Identity Lifecycle Management
A common source of data breaches is former employees who retain access to the network long after they have left the business. Having access to these credentials can pose vulnerabilities out of the visibility or control of IT departments, providing a significant attack vector for any malicious actors.
Since employees frequently reuse passwords, these same credentials can be entered into an unsecure site, or phished from the user at their next job, or from their personal account. Malicious actors will then often make use of a technique known as ‘credential stuffing’ – compromised sets of usernames and passwords, frequently available for purchase on the dark web, are formed into large databases which are used to attack password-based authentication systems. Unlike brute force attacks, the credentials entered are all genuine combinations in use, making them far more effective and dangerous.
Identity and Access Management will also include Identity Lifecycle Management functionality to control the employee onboarding and offboarding process. This puts the business firmly in control of user access, with automatic user provisioning and deprovisioning ensuring that when an employee leaves the business, their access to all applications on the network will be revoked immediately.

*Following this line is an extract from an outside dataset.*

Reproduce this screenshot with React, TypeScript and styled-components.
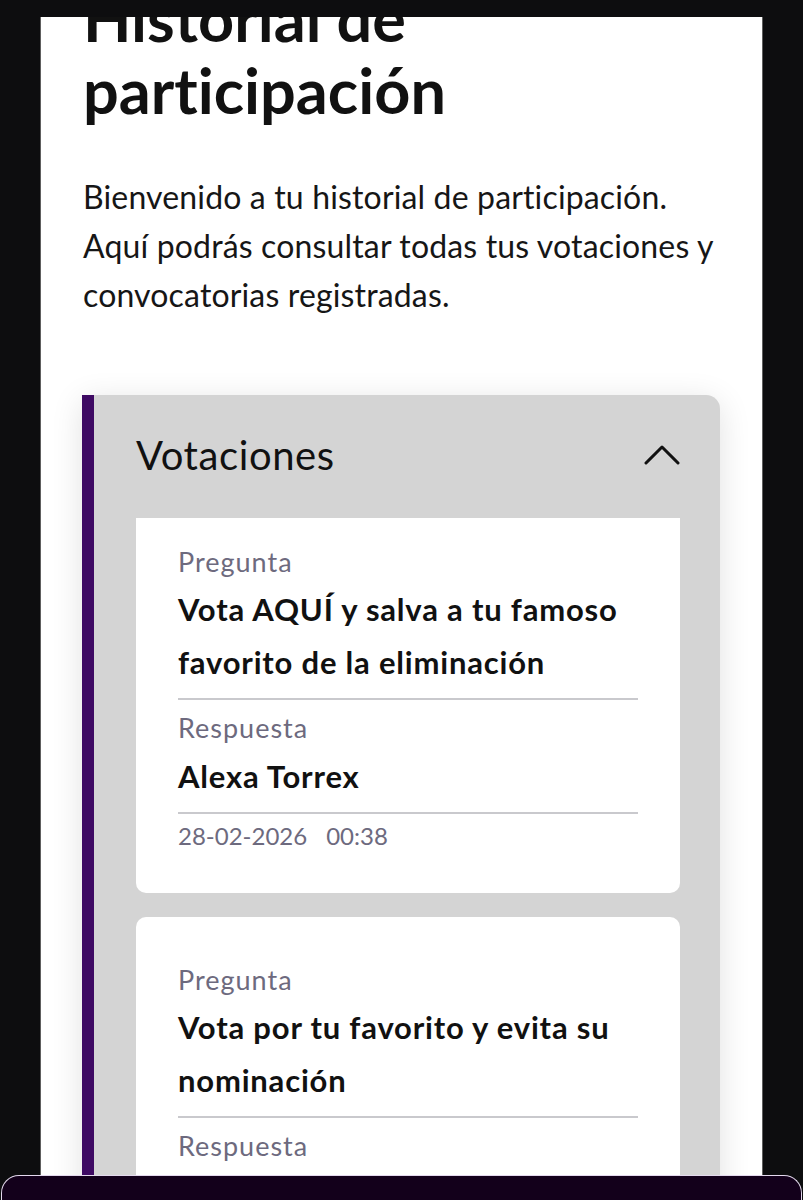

While there are a number of ways that organisations currently attempt to tackle phishing, only solving the root of the problem can fully protect businesses from the reputational and financial risks involved. Replacing passwords with token-based authentication, or removing the responsibility of users to manage them, allows the business to remain fully in control of authentication and access throughout the network. By denying these attack vectors, phishing attacks will be rendered ineffective.